Exercise brief —
Below is some material; set it all down exactly, apart from the pictures.

Information shown —
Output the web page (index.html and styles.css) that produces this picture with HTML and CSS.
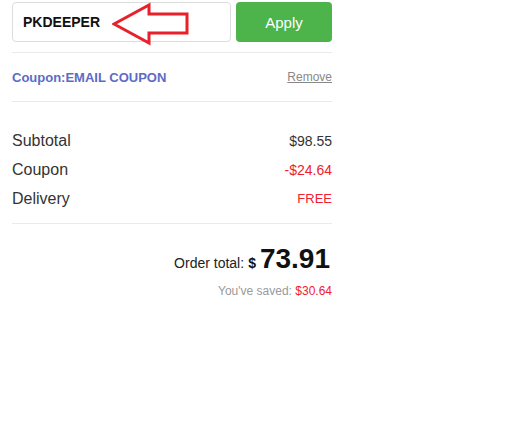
FILE: index.html
```html
<!DOCTYPE html>
<html>
<head>
<meta charset="utf-8">
<link rel="stylesheet" href="styles.css">
</head>
<body>
<div class="cart">
  <div class="coupon-form">
    <div class="code-input">
      <span class="code">PKDEEPER</span>
      <svg class="arrow" width="80" height="46" viewBox="0 0 80 46">
        <polygon points="2,22 37,3 37,12 75,12 75,31 37,31 37,41" fill="none" stroke="#e8202a" stroke-width="3" stroke-linejoin="miter"/>
      </svg>
    </div>
    <button class="apply">Apply</button>
  </div>
  <div class="coupon-row">
    <span class="coupon-name">Coupon:EMAIL COUPON</span>
    <span class="remove">Remove</span>
  </div>
  <div class="lines">
    <div class="line"><span class="label">Subtotal</span><span class="val">$98.55</span></div>
    <div class="line"><span class="label">Coupon</span><span class="val red">-$24.64</span></div>
    <div class="line"><span class="label">Delivery</span><span class="val red small">FREE</span></div>
  </div>
  <div class="total">
    <span class="total-label">Order total:</span>
    <span class="cur">$</span>
    <span class="amount">73.91</span>
  </div>
  <div class="saved">You've saved: <span class="red">$30.64</span></div>
</div>
</body>
</html>
```
FILE: styles.css
```css
body {
  margin: 0;
  font-family: "Liberation Sans", Arial, sans-serif;
  background: #fff;
  color: #333;
}
.cart {
  width: 320px;
  margin-left: 12px;
  padding-top: 2px;
}
.coupon-form {
  display: flex;
  gap: 5px;
  padding-bottom: 10px;
  border-bottom: 1px solid #eaeaea;
}
.code-input {
  position: relative;
  width: 219px;
  height: 40px;
  box-sizing: border-box;
  border: 1px solid #ddd;
  border-radius: 4px;
  display: flex;
  align-items: center;
  padding-left: 10px;
}
.code {
  font-weight: bold;
  font-size: 14px;
  color: #111;
}
.arrow {
  position: absolute;
  left: 99px;
  top: -1px;
}
.apply {
  width: 96px;
  height: 40px;
  border: none;
  border-radius: 4px;
  background: #4db34b;
  color: #fff;
  font-family: "Liberation Sans", Arial, sans-serif;
  font-size: 15px;
  padding: 0;
}
.coupon-row {
  display: flex;
  justify-content: space-between;
  align-items: center;
  height: 48px;
  border-bottom: 1px solid #eaeaea;
}
.coupon-name {
  font-weight: bold;
  font-size: 13px;
  color: #5b6cc5;
}
.remove {
  font-size: 12px;
  color: #888;
  text-decoration: underline;
}
.lines {
  padding-top: 24px;
  padding-bottom: 10px;
  border-bottom: 1px solid #eaeaea;
}
.line {
  display: flex;
  justify-content: space-between;
  align-items: center;
  height: 29px;
}
.label {
  font-size: 16px;
  color: #333;
}
.val {
  font-size: 14px;
  color: #333;
}
.val.small {
  font-size: 13px;
}
.red {
  color: #f0202e;
}
.total {
  display: flex;
  justify-content: flex-end;
  align-items: baseline;
  gap: 4px;
  padding-top: 19px;
  padding-right: 2px;
}
.total-label {
  font-size: 14px;
  color: #222;
}
.cur {
  font-weight: bold;
  font-size: 14px;
  color: #111;
}
.amount {
  font-weight: bold;
  font-size: 28px;
  color: #111;
}
.saved {
  text-align: right;
  font-size: 12px;
  color: #999;
  margin-top: 9px;
}
```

Task answer —
Output the web page (index.html and styles.css) that produces this picture with HTML and CSS.
FILE: index.html
```html
<!DOCTYPE html>
<html>
<head>
<meta charset="utf-8">
<link rel="stylesheet" href="styles.css">
</head>
<body>
<div class="cart">
  <div class="coupon-form">
    <div class="code-input">
      <span class="code">PKDEEPER</span>
      <svg class="arrow" width="80" height="46" viewBox="0 0 80 46">
        <polygon points="2,22 37,3 37,12 75,12 75,31 37,31 37,41" fill="none" stroke="#e8202a" stroke-width="3" stroke-linejoin="miter"/>
      </svg>
    </div>
    <button class="apply">Apply</button>
  </div>
  <div class="coupon-row">
    <span class="coupon-name">Coupon:EMAIL COUPON</span>
    <span class="remove">Remove</span>
  </div>
  <div class="lines">
    <div class="line"><span class="label">Subtotal</span><span class="val">$98.55</span></div>
    <div class="line"><span class="label">Coupon</span><span class="val red">-$24.64</span></div>
    <div class="line"><span class="label">Delivery</span><span class="val red small">FREE</span></div>
  </div>
  <div class="total">
    <span class="total-label">Order total:</span>
    <span class="cur">$</span>
    <span class="amount">73.91</span>
  </div>
  <div class="saved">You've saved: <span class="red">$30.64</span></div>
</div>
</body>
</html>
```
FILE: styles.css
```css
body {
  margin: 0;
  font-family: "Liberation Sans", Arial, sans-serif;
  background: #fff;
  color: #333;
}
.cart {
  width: 320px;
  margin-left: 12px;
  padding-top: 2px;
}
.coupon-form {
  display: flex;
  gap: 5px;
  padding-bottom: 10px;
  border-bottom: 1px solid #eaeaea;
}
.code-input {
  position: relative;
  width: 219px;
  height: 40px;
  box-sizing: border-box;
  border: 1px solid #ddd;
  border-radius: 4px;
  display: flex;
  align-items: center;
  padding-left: 10px;
}
.code {
  font-weight: bold;
  font-size: 14px;
  color: #111;
}
.arrow {
  position: absolute;
  left: 99px;
  top: -1px;
}
.apply {
  width: 96px;
  height: 40px;
  border: none;
  border-radius: 4px;
  background: #4db34b;
  color: #fff;
  font-family: "Liberation Sans", Arial, sans-serif;
  font-size: 15px;
  padding: 0;
}
.coupon-row {
  display: flex;
  justify-content: space-between;
  align-items: center;
  height: 48px;
  border-bottom: 1px solid #eaeaea;
}
.coupon-name {
  font-weight: bold;
  font-size: 13px;
  color: #5b6cc5;
}
.remove {
  font-size: 12px;
  color: #888;
  text-decoration: underline;
}
.lines {
  padding-top: 24px;
  padding-bottom: 10px;
  border-bottom: 1px solid #eaeaea;
}
.line {
  display: flex;
  justify-content: space-between;
  align-items: center;
  height: 29px;
}
.label {
  font-size: 16px;
  color: #333;
}
.val {
  font-size: 14px;
  color: #333;
}
.val.small {
  font-size: 13px;
}
.red {
  color: #f0202e;
}
.total {
  display: flex;
  justify-content: flex-end;
  align-items: baseline;
  gap: 4px;
  padding-top: 19px;
  padding-right: 2px;
}
.total-label {
  font-size: 14px;
  color: #222;
}
.cur {
  font-weight: bold;
  font-size: 14px;
  color: #111;
}
.amount {
  font-weight: bold;
  font-size: 28px;
  color: #111;
}
.saved {
  text-align: right;
  font-size: 12px;
  color: #999;
  margin-top: 9px;
}
```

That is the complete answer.